Love knowing the latest, but hate reading 50 articles a day? Me too! Stay up to date with the latest in data, channel updates and everyone’s favourite – regulations – with this less-than-2-minute monthly read.
Facebook’s longest running joke/conspiracy theory may soon be a reality, with the platform set to acquire CTRL-Labs, which for the last four years has been quietly developing a bracelet that allows users to control a digital avatar’s movements with just their thoughts. And what’ll that cost Facebook? Just a cool $500 million to $1 billion.
Google turned twenty-one! On September 27th, Google celebrated its coming of age with product discounts and of course, a Google doodle. However, we’ll be waiting until October 15th for the latest and greatest in hardware, when the Made by Google event takes place in New York.
Though a little late (Insta has had the integration foreverrrr), users can now share music directly on Snapchat!
Snapchat extended its maximum ad duration to 3 minutes, which will allow advertisers to run full film trailers, brand films, and other long form content on the channel, rather than being forced to create cut downs. No change in the ads being skippable though, which is good news for users.

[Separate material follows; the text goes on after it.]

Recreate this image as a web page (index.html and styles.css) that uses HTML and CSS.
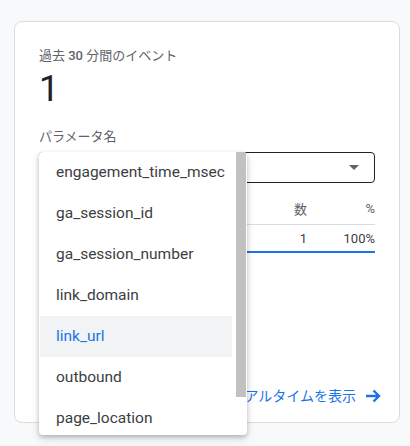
FILE: index.html
```html
<!DOCTYPE html>
<html lang="ja">
<head>
<meta charset="utf-8">
<link rel="stylesheet" href="styles.css">
</head>
<body>
<div class="card">
  <div class="title">過去 <span class="num-em">30</span> 分間のイベント</div>
  <div class="count">1</div>
  <div class="label">パラメータ名</div>
  <div class="select-wrap">
    <div class="select">
      <span class="select-value"></span>
      <span class="caret"></span>
    </div>
    <div class="menu">
      <ul class="menu-list">
        <li class="menu-item">engagement_time_msec</li>
        <li class="menu-item">ga_session_id</li>
        <li class="menu-item">ga_session_number</li>
        <li class="menu-item">link_domain</li>
        <li class="menu-item active">link_url</li>
        <li class="menu-item">outbound</li>
        <li class="menu-item">page_location</li>
      </ul>
      <div class="scroll-track"><div class="scroll-thumb"></div></div>
    </div>
  </div>
  <div class="table">
    <div class="row head">
      <div class="cell name"></div>
      <div class="cell num">数</div>
      <div class="cell pct">%</div>
    </div>
    <div class="row data">
      <div class="cell name"></div>
      <div class="cell num">1</div>
      <div class="cell pct">100%</div>
    </div>
  </div>
  <div class="footer">
    <a class="link">リアルタイムを表示
      <svg class="arrow" width="16" height="14" viewBox="0 0 16 14"><path d="M1 7h13M8.5 1.5L14 7l-5.5 5.5" fill="none" stroke="#1a73e8" stroke-width="2.4"/></svg>
    </a>
  </div>
</div>
</body>
</html>
```
FILE: styles.css
```css
html, body {
  margin: 0;
  padding: 0;
}
body {
  background: #f8f9fa;
  font-family: Roboto, "Noto Sans CJK JP", sans-serif;
  color: #202124;
  width: 410px;
  height: 446px;
  overflow: hidden;
}
.card {
  box-sizing: border-box;
  margin: 21px 0 0 14px;
  width: 386px;
  height: 402px;
  background: #fff;
  border: 1px solid #dadce0;
  border-radius: 8px;
  padding: 24px 24px 16px 24px;
  display: flex;
  flex-direction: column;
}
.title {
  font-size: 13px;
  line-height: 20px;
  color: #5f6368;
}
.num-em {
  font-weight: 500;
}
.count {
  margin-top: 3px;
  font-size: 36px;
  line-height: 40px;
  color: #202124;
}
.label {
  margin-top: 18px;
  font-size: 13px;
  line-height: 20px;
  color: #5f6368;
}
.select-wrap {
  position: relative;
  margin-top: 5px;
}
.select {
  box-sizing: border-box;
  height: 31px;
  border: 1px solid #202124;
  border-radius: 4px;
  display: flex;
  align-items: center;
  justify-content: flex-end;
  padding-right: 15px;
}
.caret {
  width: 0;
  height: 0;
  border-left: 5px solid transparent;
  border-right: 5px solid transparent;
  border-top: 5px solid #5f6368;
}
.menu {
  position: absolute;
  top: 0;
  left: 0;
  width: 208px;
  height: 283px;
  background: #fff;
  border-radius: 4px;
  box-shadow: 0 2px 4px rgba(0,0,0,0.2), 0 4px 10px rgba(0,0,0,0.12);
  display: flex;
  overflow: hidden;
  z-index: 2;
}
.menu-list {
  list-style: none;
  margin: 0;
  padding: 0 0 0 1px;
  flex: 1;
}
.menu-item {
  height: 41px;
  line-height: 41px;
  padding-left: 16px;
  font-size: 15.5px;
  color: #3c4043;
  white-space: nowrap;
}
.menu-item.active {
  background: #f1f3f4;
  color: #1a73e8;
}
.scroll-track {
  width: 15px;
  display: flex;
  justify-content: center;
  padding-left: 3px;
  box-sizing: border-box;
}
.scroll-thumb {
  width: 10px;
  height: 245px;
  background: #c1c1c1;
}
.table {
  margin-top: 10px;
  font-size: 13px;
  color: #3c4043;
}
.row {
  display: flex;
  align-items: center;
}
.row.head {
  height: 31px;
  border-bottom: 1px solid #dadce0;
  color: #5f6368;
}
.row.data {
  height: 26px;
  border-bottom: 2px solid #1a73e8;
}
.cell.name {
  flex: 1;
}
.cell.num {
  width: 60px;
  text-align: right;
}
.cell.pct {
  width: 68px;
  text-align: right;
}
.footer {
  margin-top: auto;
  display: flex;
  justify-content: flex-end;
  margin-right: -6px;
}
.link {
  display: flex;
  align-items: center;
  gap: 9px;
  font-size: 14px;
  line-height: 20px;
  color: #1a73e8;
  text-decoration: none;
}
.arrow {
  display: block;
}
```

The platform is also adding swipe-up buttons on six-second ads, as well as goal-based bidding, which is a great move for advertisers!
Facebook injected ‘fun’ into its advertising, with the addition of polls, playable ads, and AR features for advertisers. Though not fully rolled out, these will be exciting additions to the line up that will provide agencies with creative opportunities, and a more interactive experience for users.
Facebook and Google still think their market monopoly isn’t an issue. Shockingly, the ACCC disagrees. The power imbalance between the two global giants and almost every other business in Australia is huge. Publishers, small businesses, and big brands alike are virtually forced to work with the two giants, which creates issues in a multitude of areas, from competition, data and privacy, to the increasingly important quality.
Google fought back against tougher ‘right to be forgotten’ laws – and won! In 2016, France’s privacy watchdog CNIL sought to fine Google for not removing sensitive information from global search results upon request – a test to see if the EU laws could stretch beyond their geographical boundaries – and it was decided that no, they cannot.